Our research uses the vacuum as the prime experimental platform. We synthesize materials in a vacuum and then investigate their structure and properties. In this way we completely eliminate the environmental effects of the elements around us such as air and water that we are barely conscious of in everyday life. This facilitates fascinating encounters with a variety of essential phenomena in way that has been impossible so far, allowing us to observe individual atoms and molecules. In addition, we are able to align the atoms and molecules in crystals as we like.

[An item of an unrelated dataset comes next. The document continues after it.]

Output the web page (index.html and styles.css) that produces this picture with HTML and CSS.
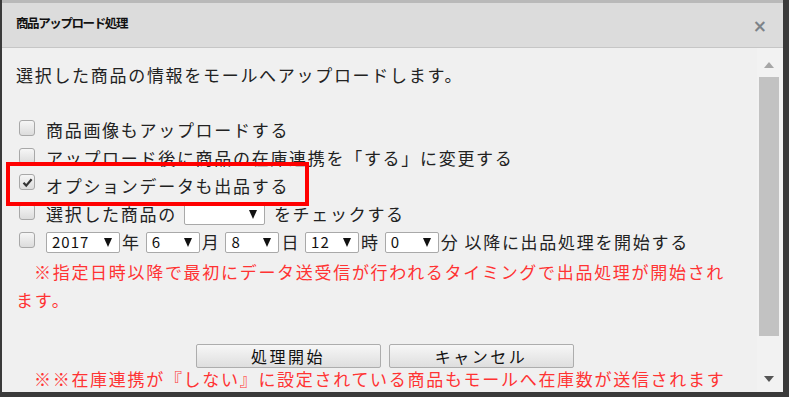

So rather than just making do with a mental understanding of the atomic theory Dalton proposed about 200 years ago, why not join us as a pioneer in this infinitely stimulating and treasure-laden field of vacuum chemical technology? Take up this research challenge with us, and experience the vacuum for yourself!
Main Research Themes
- Growth of organic and inorganic thin films/crystals by the ionic liquid vacuum deposition
- Flux-mediated epitaxy for perfect single crystal thin films
- Exploring new nano phase separation in thin films and exploiting their properties and functionality
- In situ vacuum electrochemistry of surfaces and interfaces of solids
- Surface chemistry using a scanning tunneling microscope
Department of Applied Chemistry, School of Engineering
Doctor of Science
Graduated from Takada Gakuen, Mie Prefecture, in 1989. He completed a doctors course in chemistry at The University of Tokyo in 1998, was research associate, then lecturer, then associate professor at Materials & Structures Laboratory, Tokyo Institute of Technology, before becoming professor of applied chemistry at Tohoku University school of Engineering in 2013. He was set on the path to science while at middle school upon a meeting with the eminent scientist, Torahiko Terada, who told him that "Those who are afraid of failure will never become scientists. Science is as a result of many try and errors named as "dead bodies" with which the predecessors were struggling, sometimes looked foolish enough to do so; it is like a flower garden that blossoms beside a river of blood." Professor Matsumoto's laboratory slogan is "All's grist that comes to his mill." He says that experiments are the sole means of dialog with nature, so scientists should be constantly attentive and precisely attuned to what nature is telling them.